Weyant's recent work continues to explore themes of isolation and observation. Girl in Window (2024) depicts a young woman framed by a window, her expression inscrutable, her surroundings minimal. Is she looking out or are we looking in? Is she trapped or free? The painting refuses to answer, leaving viewers to project their own interpretations onto the ambiguous scene.
This ambiguity is Weyant's strength. Her paintings create space for viewers to bring their own experiences, their own anxieties, their own understanding of what it means to be young and female in a world that constantly watches, judges, and consumes.

The Verdict

So was Anna Weyant's success due to talent or connections?
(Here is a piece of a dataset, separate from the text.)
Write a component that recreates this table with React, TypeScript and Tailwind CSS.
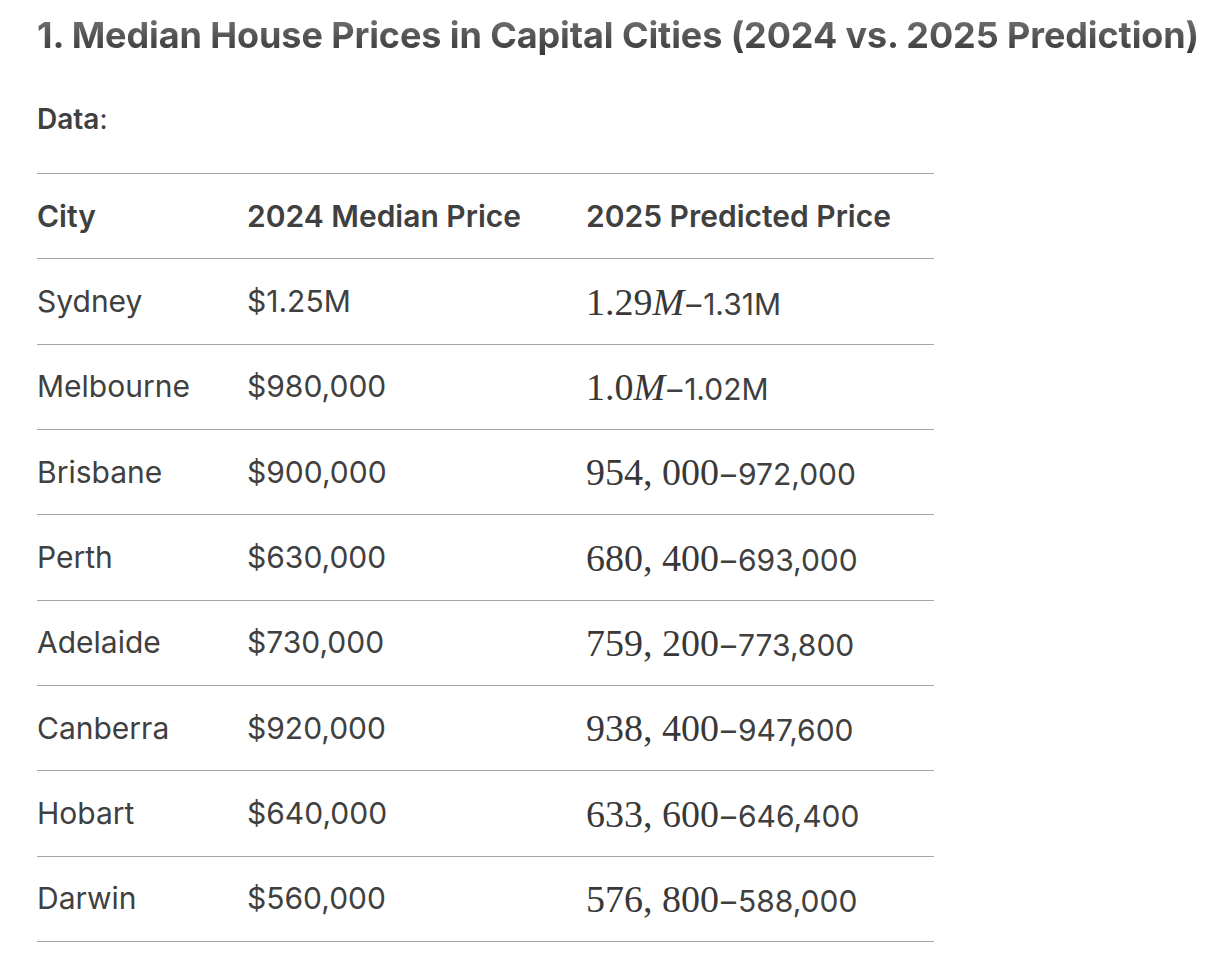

The answer is almost certainly both—and that's not a scandal, it's how the art world has always worked. Talent alone is never enough. You need access, opportunity, the right people seeing your work at the right time. Weyant had all of that, and she made the most of it.
But here's what matters: the paintings are good. Not just competent or promising, but genuinely compelling. They capture something true about contemporary life, about the performance of femininity, about the low-stakes trauma of everyday existence. They demonstrate technical mastery and conceptual depth. They reward repeated viewing.
Weyant is now twenty-nine. Her relationship with Gagosian is over. Her career continues. The work remains. And in the end, that's all that matters—not who you know or who you date, but what you make and whether it endures.
The art world will always have its scandals, its controversies, its questions about who deserves success and why. But Weyant's paintings don't care about any of that. They simply exist, haunting and beautiful and strange, waiting for viewers to turn their heads and look.
And when you do look, you see something worth seeing.